I booked off the evening of the 21st to go see Tech N9ne in concert. But my request was denied. There's a little bit of a sting there because I hate my hours at work. They are shitty but necessary hours. I work them because the pay is good and I need $$ for pretty much everything in life. But it still stings that I never went out to the lake at all this summer. Never spent any real time with friends on some dock with no worries for at least a few days. Had my sisters wedding, and that's all. So i was hoping for some hip hop goodness nearing the end of august.
So jeez, let me have this one evening off ya think?
I've been attempting to get into shape/ bulk up. I'm not trying to be some muscle man over here. In fact, that really doesn't matter to me. I just want to gain some weight in muscle. My mother was fawning over me when I visited. "You're too thin! You need to eat more!" And i'll admit I have a good 15-20 pounds to put on. My mother relates a "healthy" weight for me to when I lived with her. Which isn't fair because the epitome of snack food is living at your mothers house. I constantly ate while living with her. So naturally I weighed in around 165-170. I'm at 150 right now. So she's "concerned". I try and tell her "MOM! I'm a skinny scottish dude and always will be!"

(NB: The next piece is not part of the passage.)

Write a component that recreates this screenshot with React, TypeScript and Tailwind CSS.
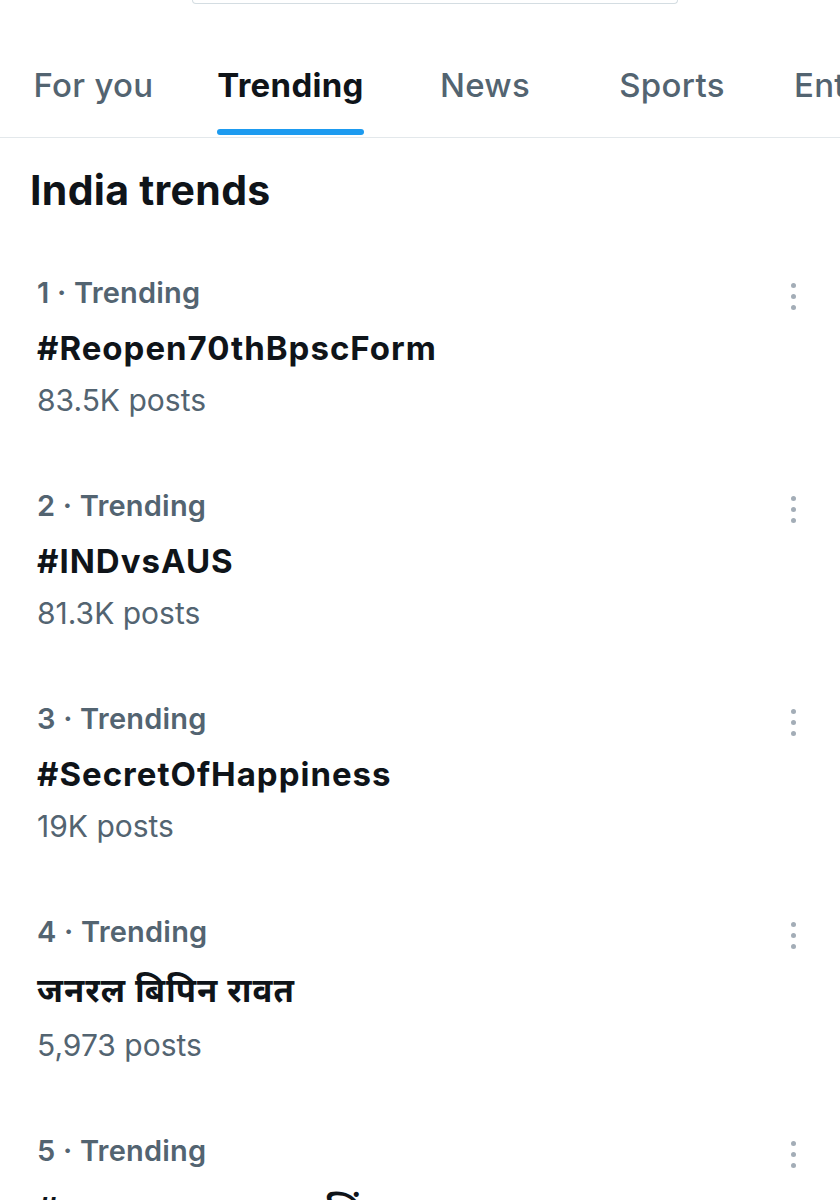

Let mothers worry. It's comforting to have someone worry about me. But i'm not here to put lines on her face. So I printed out a diet plan ( for NFL players) and have begun a semi-routine. I'll have to eventually get a gym pass somewhere if I really want to become serious about it though. The thing is, I hate gyms. i hate gym culture and I find weight lifting boring as shit. And like I said, i'm not going for a certain kind of "look". I just want useful strength and to feel more healthy.
My god this blog is fucking boring. I'm sorry i've been droning on with nothing relevant to anything.
Like I said, i'm just rolling with the days. I do need some sort of spark. Some inspiration. It's all around me and I can feel it.